Best for SEO professionals and content marketers who want data-backed strategies rather than opinions. Brian Dean's content has always been research-heavy, and the newsletter maintains that standard.
Neil Patel's Newsletter — The Generalist Powerhouse
Subscribers: Massive (exact count not public, site gets 8M+ monthly visitors). Frequency: Multiple per week.**
Neil Patel covers everything — SEO, paid ads, social media, content marketing, AI tools — with the production quality of a media company. The content is broad rather than deep, which means you'll find something relevant in most issues regardless of your specialty.
Best for generalist marketers and small business owners who need to stay current across all digital marketing channels. The breadth means individual topics get less depth, but as a survey of the landscape it's efficient.

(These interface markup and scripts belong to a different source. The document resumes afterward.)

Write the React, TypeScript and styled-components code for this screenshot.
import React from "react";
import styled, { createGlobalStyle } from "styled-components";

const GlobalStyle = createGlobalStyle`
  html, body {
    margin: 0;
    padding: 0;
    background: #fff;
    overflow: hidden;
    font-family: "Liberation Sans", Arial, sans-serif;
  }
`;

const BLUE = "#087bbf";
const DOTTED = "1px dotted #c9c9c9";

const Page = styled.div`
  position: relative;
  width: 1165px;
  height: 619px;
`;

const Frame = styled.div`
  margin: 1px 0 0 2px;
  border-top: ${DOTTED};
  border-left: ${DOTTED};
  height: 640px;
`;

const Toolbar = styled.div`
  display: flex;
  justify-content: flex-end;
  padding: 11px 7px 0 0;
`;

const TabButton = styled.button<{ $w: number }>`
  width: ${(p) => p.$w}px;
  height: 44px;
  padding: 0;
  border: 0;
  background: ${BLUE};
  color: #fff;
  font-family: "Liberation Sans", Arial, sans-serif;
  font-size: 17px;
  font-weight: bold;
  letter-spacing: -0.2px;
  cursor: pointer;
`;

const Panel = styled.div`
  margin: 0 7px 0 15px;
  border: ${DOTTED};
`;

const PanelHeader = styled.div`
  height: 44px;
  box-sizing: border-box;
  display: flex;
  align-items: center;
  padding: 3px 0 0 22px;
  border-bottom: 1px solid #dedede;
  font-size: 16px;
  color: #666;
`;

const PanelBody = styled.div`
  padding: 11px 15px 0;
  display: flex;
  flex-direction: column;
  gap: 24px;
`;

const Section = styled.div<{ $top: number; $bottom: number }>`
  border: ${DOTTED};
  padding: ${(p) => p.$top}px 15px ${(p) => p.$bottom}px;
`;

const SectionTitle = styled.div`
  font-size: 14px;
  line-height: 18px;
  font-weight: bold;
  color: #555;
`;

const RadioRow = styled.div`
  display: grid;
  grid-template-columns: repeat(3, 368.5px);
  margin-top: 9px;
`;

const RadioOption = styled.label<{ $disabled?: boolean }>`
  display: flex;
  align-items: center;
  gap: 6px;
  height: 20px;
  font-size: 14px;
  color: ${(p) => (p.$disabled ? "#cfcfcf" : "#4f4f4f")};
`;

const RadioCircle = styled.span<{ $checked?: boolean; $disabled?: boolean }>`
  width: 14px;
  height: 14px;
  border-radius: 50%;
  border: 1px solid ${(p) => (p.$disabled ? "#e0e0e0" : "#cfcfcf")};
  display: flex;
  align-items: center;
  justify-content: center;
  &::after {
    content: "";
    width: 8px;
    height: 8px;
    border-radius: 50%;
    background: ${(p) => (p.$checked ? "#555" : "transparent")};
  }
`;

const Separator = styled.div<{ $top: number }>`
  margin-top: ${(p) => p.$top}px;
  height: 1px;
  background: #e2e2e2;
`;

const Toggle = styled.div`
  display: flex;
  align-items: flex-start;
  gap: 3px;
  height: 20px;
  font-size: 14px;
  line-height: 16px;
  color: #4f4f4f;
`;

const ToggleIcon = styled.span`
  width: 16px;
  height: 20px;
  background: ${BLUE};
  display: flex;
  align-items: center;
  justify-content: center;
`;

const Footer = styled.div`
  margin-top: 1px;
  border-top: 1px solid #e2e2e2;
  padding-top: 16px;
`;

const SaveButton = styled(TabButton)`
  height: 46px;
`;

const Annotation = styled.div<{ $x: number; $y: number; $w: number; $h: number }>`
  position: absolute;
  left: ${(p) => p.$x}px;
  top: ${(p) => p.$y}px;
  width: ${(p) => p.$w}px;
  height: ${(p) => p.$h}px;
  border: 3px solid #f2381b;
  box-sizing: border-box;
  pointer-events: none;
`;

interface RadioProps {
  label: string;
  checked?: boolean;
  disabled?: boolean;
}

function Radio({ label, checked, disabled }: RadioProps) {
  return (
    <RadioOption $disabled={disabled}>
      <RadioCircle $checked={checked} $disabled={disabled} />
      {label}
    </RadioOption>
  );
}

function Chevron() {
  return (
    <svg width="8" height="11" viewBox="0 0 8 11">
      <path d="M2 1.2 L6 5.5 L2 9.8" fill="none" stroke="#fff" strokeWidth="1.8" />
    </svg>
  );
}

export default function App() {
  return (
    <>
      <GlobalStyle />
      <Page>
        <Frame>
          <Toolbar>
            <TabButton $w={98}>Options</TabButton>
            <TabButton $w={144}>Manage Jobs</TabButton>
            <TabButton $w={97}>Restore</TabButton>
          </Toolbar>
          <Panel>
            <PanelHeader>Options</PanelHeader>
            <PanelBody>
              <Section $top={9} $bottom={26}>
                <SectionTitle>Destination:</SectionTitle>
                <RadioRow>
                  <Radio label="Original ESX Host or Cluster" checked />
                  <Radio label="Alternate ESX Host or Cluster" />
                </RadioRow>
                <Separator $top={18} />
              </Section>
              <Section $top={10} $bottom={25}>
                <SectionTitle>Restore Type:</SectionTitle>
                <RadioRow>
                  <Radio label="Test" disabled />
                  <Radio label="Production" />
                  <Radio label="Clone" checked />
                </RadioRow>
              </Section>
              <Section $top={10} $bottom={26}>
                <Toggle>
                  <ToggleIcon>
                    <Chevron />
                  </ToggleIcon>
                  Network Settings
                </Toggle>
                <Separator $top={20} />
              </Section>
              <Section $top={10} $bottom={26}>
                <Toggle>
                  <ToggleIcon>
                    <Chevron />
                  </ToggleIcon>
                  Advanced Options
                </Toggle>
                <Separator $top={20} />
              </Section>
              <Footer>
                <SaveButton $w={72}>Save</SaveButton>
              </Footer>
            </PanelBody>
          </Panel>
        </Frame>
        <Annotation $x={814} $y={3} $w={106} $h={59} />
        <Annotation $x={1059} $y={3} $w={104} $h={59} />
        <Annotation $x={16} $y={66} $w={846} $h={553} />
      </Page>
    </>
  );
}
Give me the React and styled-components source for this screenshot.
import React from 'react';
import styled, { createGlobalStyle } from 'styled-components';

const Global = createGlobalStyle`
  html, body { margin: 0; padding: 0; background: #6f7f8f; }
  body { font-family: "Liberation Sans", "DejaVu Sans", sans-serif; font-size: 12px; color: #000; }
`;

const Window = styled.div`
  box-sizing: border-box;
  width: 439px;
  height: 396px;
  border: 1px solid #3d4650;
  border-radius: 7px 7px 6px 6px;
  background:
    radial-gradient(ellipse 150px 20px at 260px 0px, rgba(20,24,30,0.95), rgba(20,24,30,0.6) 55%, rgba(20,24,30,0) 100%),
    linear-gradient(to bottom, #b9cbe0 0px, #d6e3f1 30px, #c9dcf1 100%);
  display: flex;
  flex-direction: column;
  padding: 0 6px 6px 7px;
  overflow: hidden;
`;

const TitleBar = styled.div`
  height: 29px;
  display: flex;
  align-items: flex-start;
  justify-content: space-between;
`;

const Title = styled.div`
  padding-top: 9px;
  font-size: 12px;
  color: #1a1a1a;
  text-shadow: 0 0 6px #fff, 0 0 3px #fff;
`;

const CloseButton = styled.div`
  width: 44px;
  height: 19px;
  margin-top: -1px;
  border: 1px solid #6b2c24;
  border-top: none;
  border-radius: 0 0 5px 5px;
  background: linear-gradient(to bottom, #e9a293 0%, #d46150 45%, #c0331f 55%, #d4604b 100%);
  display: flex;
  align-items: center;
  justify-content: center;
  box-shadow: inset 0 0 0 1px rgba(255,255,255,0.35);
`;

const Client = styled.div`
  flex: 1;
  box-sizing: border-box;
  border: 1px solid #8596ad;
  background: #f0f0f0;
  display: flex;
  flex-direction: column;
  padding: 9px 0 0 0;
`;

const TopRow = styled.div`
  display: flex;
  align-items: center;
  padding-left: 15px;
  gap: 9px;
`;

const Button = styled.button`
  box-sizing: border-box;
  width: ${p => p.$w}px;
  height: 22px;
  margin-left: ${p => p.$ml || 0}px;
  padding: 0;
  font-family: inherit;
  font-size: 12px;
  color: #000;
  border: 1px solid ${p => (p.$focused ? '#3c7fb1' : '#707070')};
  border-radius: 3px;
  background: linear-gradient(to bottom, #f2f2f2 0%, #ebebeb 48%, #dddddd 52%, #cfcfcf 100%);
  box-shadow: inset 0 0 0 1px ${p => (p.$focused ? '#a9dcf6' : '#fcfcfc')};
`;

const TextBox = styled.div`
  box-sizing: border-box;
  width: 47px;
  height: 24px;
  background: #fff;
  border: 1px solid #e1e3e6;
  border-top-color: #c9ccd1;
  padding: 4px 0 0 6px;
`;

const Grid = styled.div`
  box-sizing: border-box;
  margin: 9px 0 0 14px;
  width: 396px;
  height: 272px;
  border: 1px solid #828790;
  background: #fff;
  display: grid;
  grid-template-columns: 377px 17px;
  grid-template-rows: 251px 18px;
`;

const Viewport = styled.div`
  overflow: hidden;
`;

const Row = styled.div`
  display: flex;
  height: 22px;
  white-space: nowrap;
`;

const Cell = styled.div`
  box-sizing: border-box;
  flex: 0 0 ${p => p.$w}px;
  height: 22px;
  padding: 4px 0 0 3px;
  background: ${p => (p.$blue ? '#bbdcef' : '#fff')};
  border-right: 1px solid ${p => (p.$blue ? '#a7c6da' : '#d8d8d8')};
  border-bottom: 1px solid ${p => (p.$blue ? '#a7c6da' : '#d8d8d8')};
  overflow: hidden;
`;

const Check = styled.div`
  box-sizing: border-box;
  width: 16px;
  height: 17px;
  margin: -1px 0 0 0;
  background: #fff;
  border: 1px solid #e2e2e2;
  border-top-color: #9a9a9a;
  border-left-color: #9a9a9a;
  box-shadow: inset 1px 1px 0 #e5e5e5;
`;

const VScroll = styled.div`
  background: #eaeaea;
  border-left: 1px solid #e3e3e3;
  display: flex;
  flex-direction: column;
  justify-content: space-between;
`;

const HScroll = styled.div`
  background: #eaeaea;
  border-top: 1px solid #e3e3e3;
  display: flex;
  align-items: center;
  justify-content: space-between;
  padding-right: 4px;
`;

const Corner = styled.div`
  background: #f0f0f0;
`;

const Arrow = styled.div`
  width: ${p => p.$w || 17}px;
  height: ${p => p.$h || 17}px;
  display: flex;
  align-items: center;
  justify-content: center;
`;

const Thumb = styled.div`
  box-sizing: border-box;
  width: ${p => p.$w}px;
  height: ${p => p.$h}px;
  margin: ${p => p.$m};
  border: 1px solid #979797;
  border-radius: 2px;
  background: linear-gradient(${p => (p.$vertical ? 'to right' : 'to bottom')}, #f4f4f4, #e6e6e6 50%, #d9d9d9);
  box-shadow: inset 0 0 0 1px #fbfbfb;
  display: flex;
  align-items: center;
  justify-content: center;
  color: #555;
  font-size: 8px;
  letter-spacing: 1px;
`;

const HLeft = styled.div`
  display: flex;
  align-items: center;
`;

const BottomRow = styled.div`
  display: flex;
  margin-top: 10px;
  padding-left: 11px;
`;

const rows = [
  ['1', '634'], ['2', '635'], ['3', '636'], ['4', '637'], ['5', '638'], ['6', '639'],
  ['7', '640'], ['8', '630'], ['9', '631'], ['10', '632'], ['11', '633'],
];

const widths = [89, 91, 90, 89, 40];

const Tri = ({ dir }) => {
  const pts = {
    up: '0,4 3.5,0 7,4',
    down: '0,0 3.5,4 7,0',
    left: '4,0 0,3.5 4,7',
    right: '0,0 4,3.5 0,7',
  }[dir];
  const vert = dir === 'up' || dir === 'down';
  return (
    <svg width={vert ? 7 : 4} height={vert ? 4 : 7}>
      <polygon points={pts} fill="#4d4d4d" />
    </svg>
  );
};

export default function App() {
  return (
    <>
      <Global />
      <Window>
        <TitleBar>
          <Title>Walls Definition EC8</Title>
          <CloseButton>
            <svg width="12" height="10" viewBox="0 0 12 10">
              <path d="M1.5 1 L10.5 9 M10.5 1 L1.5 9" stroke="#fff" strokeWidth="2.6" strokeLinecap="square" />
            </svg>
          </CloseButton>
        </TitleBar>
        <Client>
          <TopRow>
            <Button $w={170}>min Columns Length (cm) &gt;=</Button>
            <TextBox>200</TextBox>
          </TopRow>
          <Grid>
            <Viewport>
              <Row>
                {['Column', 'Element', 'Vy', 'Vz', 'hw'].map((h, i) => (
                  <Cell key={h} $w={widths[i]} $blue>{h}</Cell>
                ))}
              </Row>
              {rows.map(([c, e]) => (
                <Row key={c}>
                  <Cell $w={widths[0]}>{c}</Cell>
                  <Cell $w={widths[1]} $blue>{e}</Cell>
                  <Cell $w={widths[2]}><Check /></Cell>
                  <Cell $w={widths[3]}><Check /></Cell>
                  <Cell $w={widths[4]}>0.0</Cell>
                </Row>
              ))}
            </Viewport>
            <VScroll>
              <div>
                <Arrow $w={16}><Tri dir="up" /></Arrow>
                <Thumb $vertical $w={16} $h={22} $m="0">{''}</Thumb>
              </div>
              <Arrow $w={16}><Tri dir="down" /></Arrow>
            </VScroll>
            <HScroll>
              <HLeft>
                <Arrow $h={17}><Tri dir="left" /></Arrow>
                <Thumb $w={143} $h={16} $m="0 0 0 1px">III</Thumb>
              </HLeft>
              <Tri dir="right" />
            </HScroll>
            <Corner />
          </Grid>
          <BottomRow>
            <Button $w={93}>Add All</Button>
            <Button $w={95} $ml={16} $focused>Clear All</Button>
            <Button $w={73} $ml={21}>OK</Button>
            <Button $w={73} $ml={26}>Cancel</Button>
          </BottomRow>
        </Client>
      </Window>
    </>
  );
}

How to Pick Without Subscribing to Everything
Don't subscribe to all ten. Pick two based on your role:
- Brand marketer: Marketing Brew + Why We Buy
- Content marketer: CMI Newsletter + Backlinko
- Social media manager: Link in Bio + Social Media Examiner
- Solo founder: The Saturday Solopreneur + TLDR Marketing
- Growth marketer: TLDR Marketing + Neil Patel
If you want these sources (and dozens more) aggregated and filtered by your specific interests, twixb's marketing newsfeed tracks marketing publications and surfaces only the posts matching your keywords with AI summaries. But even a curated inbox with two newsletters beats subscribing to everything and reading nothing.
The Bottom Line
The best marketing newsletter isn't the one with the most subscribers. It's the one that consistently makes your work better. Every newsletter on this list does that for someone. None of them does it for everyone.
Pick the two that match your role, read them for a month, and drop anything that doesn't earn its spot in your inbox. The goal isn't to read about marketing. It's to do better marketing.